After a run of CTLA-4 combo failures, scientists spotlight a way to make it work — in select patients
CTLA-4/PD-(L)1 combinations have been one of the El Dorados of oncology, its promise forever behind that next hill but apparently unattainable after a series of pivotal clinical failures. But researchers at New York’s Memorial Sloan Kettering Cancer Center and the Technical University of Munich think they may know how to fix what’s wrong and boost the drive to next-gen cancer combos.
In a preclinical animal research program, researchers found that within a cell, checkpoints rely on a specific molecule — RNA-sensing molecule RIG-I — to work. If that sounds familiar, it’s because it has already been identified as a target for boosting immune responses and was subject to at least one Phase I/II trial. Pfizer in December allied itself with Kineta with $15 million upfront and $505 million in potential milestones to develop RIG-I immunotherapies, and three years ago Merck purchased German upstart Rigontec for $137 million upfront and over $400 million in potential milestones for the same purpose.
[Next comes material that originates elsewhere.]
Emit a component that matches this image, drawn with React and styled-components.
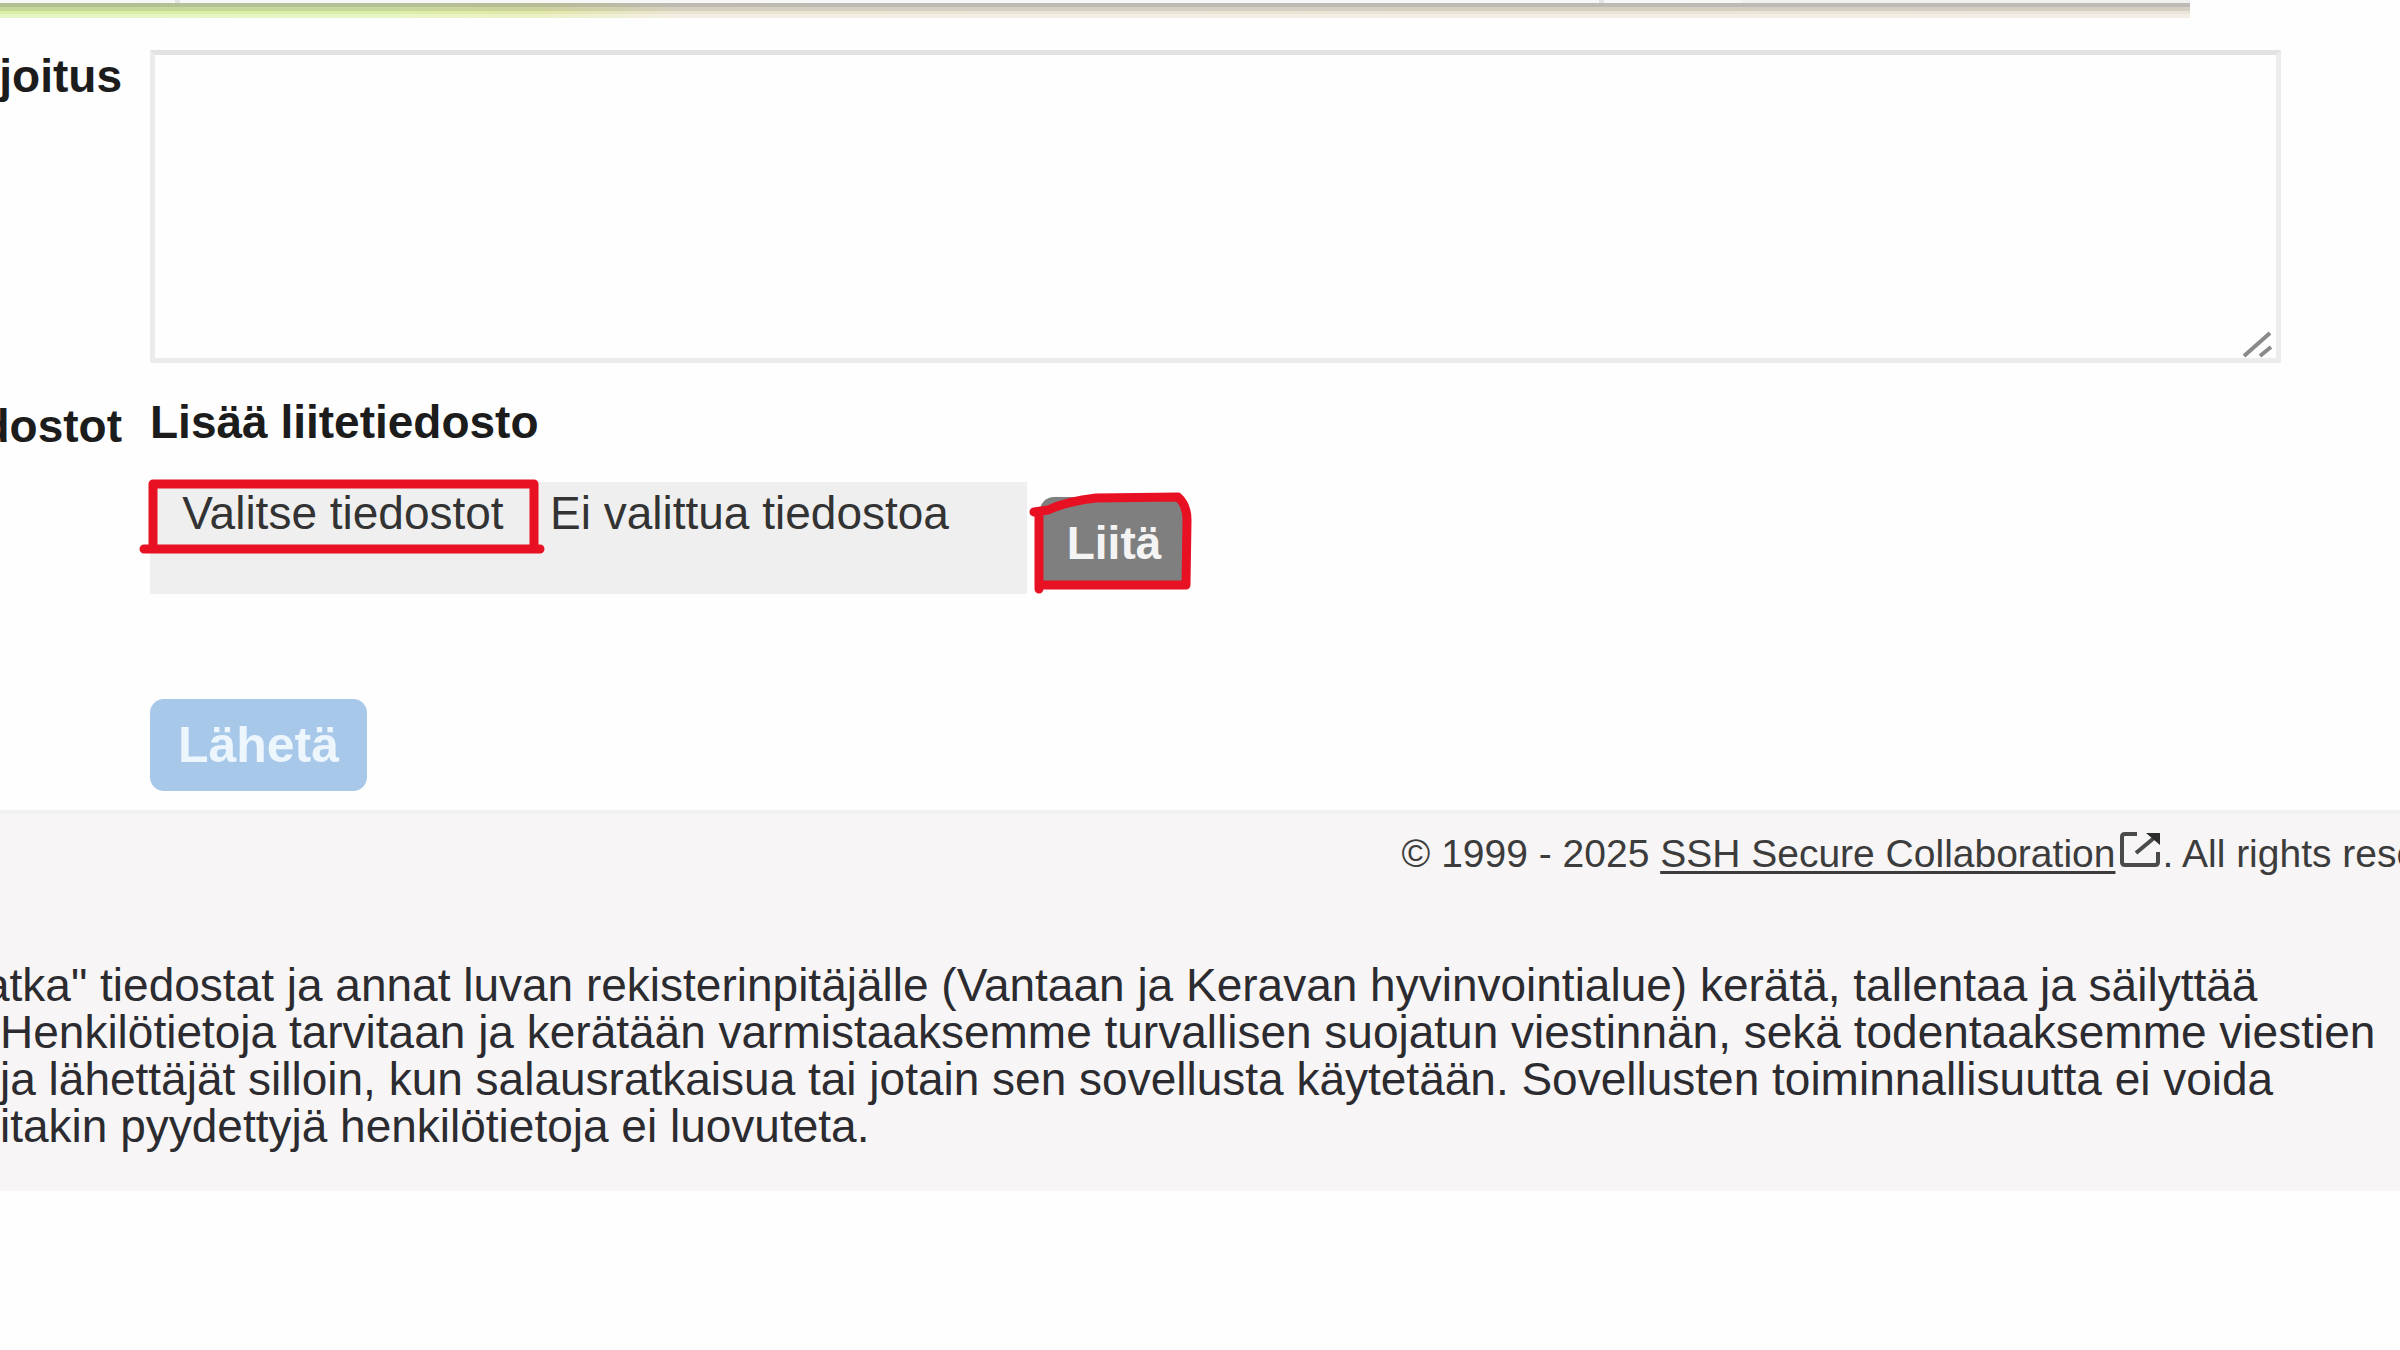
import React, {useState} from 'react';
import styled, {createGlobalStyle} from 'styled-components';

//-----< Styling >-----\\
const GlobalStyle = createGlobalStyle`
    * {
        box-sizing: border-box;
    }
    body {
        margin: 0;
        background: #fefefe;
        color: #1c1c1c;
        font-family: "Liberation Sans", Arial, sans-serif;
        font-size: 46px;
        line-height: 52px;
        overflow-x: hidden;
    }
`;

const TopStrip = styled.header`
    display: grid;
    grid-template-columns: 180px 1424px 137px 1fr;
    grid-template-rows: 3px 15px;
    margin-right: 210px;
`;

const Tab = styled.div`
    background: ${props => props.$dim ? '#f0f0f0' : '#f7f7f7'};
    border-right: ${props => props.$divided ? '5px solid #e4e4e4' : 'none'};
`;

const Rule = styled.div`
    grid-column: 1 / -1;
    background:
        linear-gradient(rgba(110, 110, 120, .36) 0 4px, rgba(110, 110, 100, .18) 4px 8px, transparent 8px 11px, rgba(255, 255, 255, .35) 11px),
        linear-gradient(90deg, #d8efa4 0, #dcefa8 400px, #e2e8a8 540px, #ebe5d4 680px, #ebe4d8 100%);
`;

const Form = styled.form`
    display: grid;
    grid-template-columns: 122px 1fr;
    column-gap: 28px;
    padding: 32px 119px 19px 0;
`;

const RowLabel = styled.label`
    display: flex;
    justify-content: flex-end;
    overflow: hidden;
    white-space: nowrap;
    font-weight: bold;
    padding-top: ${props => props.$lowered ? '37px' : '0'};
`;

const MessageBox = styled.div`
    position: relative;
    display: flex;
`;

const Message = styled.textarea`
    width: 100%;
    height: 313px;
    margin: 0;
    padding: 8px 16px;
    border: 5px solid #ececec;
    border-top-color: #e2e2e2;
    background: #fefefe;
    font: inherit;
    resize: none;
    outline: none;
`;

const Grip = styled.svg`
    position: absolute;
    right: 8px;
    bottom: 4px;
    width: 32px;
    height: 28px;
    pointer-events: none;
`;

const Attachments = styled.div`
    padding-top: 33px;
`;

const SectionTitle = styled.h2`
    margin: 0 0 34px;
    font-size: inherit;
    font-weight: bold;
`;

const AttachRow = styled.div`
    display: flex;
    align-items: flex-start;
    gap: 13px;
`;

const FilePicker = styled.div`
    position: relative;
    display: flex;
    width: 877px;
    height: 112px;
    padding-top: 5px;
    background: #efefef;
    color: #333;
    white-space: nowrap;
`;

const FileInput = styled.input`
    position: absolute;
    width: 1px;
    height: 1px;
    opacity: 0;
`;

const PickLabel = styled.label`
    width: 386px;
    text-align: center;
    cursor: pointer;
`;

const FileStatus = styled.span`
    padding-left: 14px;
`;

const AttachBox = styled.div`
    position: relative;
    padding-top: 15px;
`;

const Button = styled.button`
    display: block;
    width: ${props => props.$wide ? '217px' : '148px'};
    height: ${props => props.$wide ? '92px' : '91px'};
    padding: 0;
    border: none;
    border-radius: 14px;
    background: ${props => props.$wide ? '#a8c8ea' : '#7f7f7f'};
    color: ${props => props.$wide ? '#edf6fd' : '#f4f4f4'};
    font-family: inherit;
    font-size: ${props => props.$wide ? '50px' : '46px'};
    font-weight: bold;
    cursor: pointer;
`;

const PenMark = styled.svg`
    position: absolute;
    left: -12px;
    top: -8px;
    overflow: visible;
    fill: none;
    stroke: #e81123;
    stroke-width: 9;
    stroke-linecap: round;
    stroke-linejoin: round;
    pointer-events: none;
`;

const SendRow = styled.div`
    grid-column: 2;
    padding-top: 105px;
`;

const Footer = styled.footer`
    padding: 18px 0 41px;
    border-top: 4px solid #f2f2f2;
    background: #f7f5f6;
    overflow: hidden;
    white-space: nowrap;
`;

const Copyright = styled.div`
    display: flex;
    margin-left: 58.4%;
    font-size: 39px;
    line-height: 44px;
    color: #3c3c3c;
    white-space: pre;

    a {
        color: inherit;
        text-decoration: underline;
        text-decoration-thickness: 3px;
        text-underline-offset: 4px;
    }
    svg {
        flex: none;
        width: 43px;
        height: 36px;
        margin-left: 4px;
    }
`;

const Terms = styled.p`
    margin: 86px 0 0;
    line-height: 47px;
    color: #2b2b30;
    text-indent: -16px;
`;


//-----< Component Function >-----\\
export default function App(){

    const [message, setMessage] = useState('');
    const [fileName, setFileName] = useState('');

    function handleFiles(e) {
        setFileName(Array.from(e.target.files).map(file => file.name).join(', '));
    }

    return (
        <>
            <GlobalStyle />
            <TopStrip>
                <Tab $divided />
                <Tab $divided />
                <Tab />
                <Tab $dim />
                <Rule />
            </TopStrip>
            <Form onSubmit={e=>e.preventDefault()}>
                <RowLabel htmlFor="message">joitus</RowLabel>
                <MessageBox>
                    <Message
                        id="message"
                        value={message}
                        onChange={e=>setMessage(e.target.value)}
                    />
                    <Grip viewBox="0 0 32 28" fill="none" stroke="#8a8a8a" strokeWidth="4">
                        <path d="M3 25 L29 2 M19 25 L30 16" />
                    </Grip>
                </MessageBox>

                <RowLabel htmlFor="files" $lowered>dostot</RowLabel>
                <Attachments>
                    <SectionTitle>Lisää liitetiedosto</SectionTitle>
                    <AttachRow>
                        <FilePicker>
                            <FileInput id="files" type="file" multiple onChange={handleFiles} />
                            <PickLabel htmlFor="files">Valitse tiedostot</PickLabel>
                            <FileStatus>{fileName || 'Ei valittua tiedostoa'}</FileStatus>
                            {/* hand drawn frame round the file chooser */}
                            <PenMark width="410" height="84">
                                <path d="M15 70 V10 H396 V70 M6 75 H402" />
                            </PenMark>
                        </FilePicker>
                        <AttachBox>
                            <Button type="button">Liitä</Button>
                            {/* hand drawn frame round the attach button */}
                            <PenMark width="170" height="130">
                                <path d="M6 38 L20 36 Q40 27 68 24 L150 23 Q159 31 159 46 L158 111 H11 M11 115 V42" />
                            </PenMark>
                        </AttachBox>
                    </AttachRow>
                </Attachments>

                <SendRow>
                    <Button type="submit" $wide>Lähetä</Button>
                </SendRow>
            </Form>
            <Footer>
                <Copyright>
                    <span>© 1999 - 2025 </span>
                    <a href="#ssh">SSH Secure Collaboration</a>
                    <svg viewBox="0 0 43 36" fill="none" stroke="#4a4a4a" strokeWidth="4">
                        <path d="M18 2 H6 Q3 2 3 5 V30 Q3 33 6 33 H36 Q39 33 39 30 V20" />
                        <path d="M17 21 L35 6" />
                        <path d="M27 1 H41 V13 Z" fill="#2c2c2c" stroke="none" />
                    </svg>
                    <span>. All rights reserved.</span>
                </Copyright>
                <Terms>
                    atka" tiedostat ja annat luvan rekisterinpitäjälle (Vantaan ja Keravan hyvinvointialue) kerätä, tallentaa ja säilyttää<br />
                    Henkilötietoja tarvitaan ja kerätään varmistaaksemme turvallisen suojatun viestinnän, sekä todentaaksemme viestien<br />
                    ja lähettäjät silloin, kun salausratkaisua tai jotain sen sovellusta käytetään. Sovellusten toiminnallisuutta ei voida<br />
                    itakin pyydettyjä henkilötietoja ei luovuteta.
                </Terms>
            </Footer>
        </>
    )
}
The science team’s work helps spotlight what they’re after.
Publishing in Science Immunology, the researchers found that high expression of the gene for RIG-I (gene DDX58) heralded responsiveness to CTLA-4 therapy and suggested doctors might test for RIG-I expression in tumors to predict who will respond to the therapy. They could then tailor treatments to that population. The study also suggests that combining PD-1/CTLA-4 with a RIG-I agonist might boost the effectiveness of the heretofore often disappointing therapy.
CTLA-4 and PD-1 therapies, which won their principal founders 2018’s Nobel Prize in medicine, work by targeting a receptor on T cells that stop the cell’s “checkpoint,” if you will – by blocking the receptor, it essentially releases the brakes on the immune system and allows the body’s T cells to start a full high-speed chase on the tumor(s). Several such immunotherapies have been approved in the past few years, beginning with ipilimumab for melanoma in 2011, but the ecstatic promise has turned up a lot of dry water beds of late. Trials from the major players, including Bristol-Myers Squibb, AstraZeneca, and Sanofi, attacking small cell lung cancer, head and neck carcinoma, and non-small cell lung cancer with a mix of PD-1 and CTLA-4 inhibitors have all failed.
This is not the first study looking at how to improve and tailor CTLA-4 therapies. Last year, researchers working on mice found that they could “image” the response with a radioactive tracer that latches to OX40, a molecule only found in activated T cells, and thus theoretically learn early on if a patient is responding to the therapy.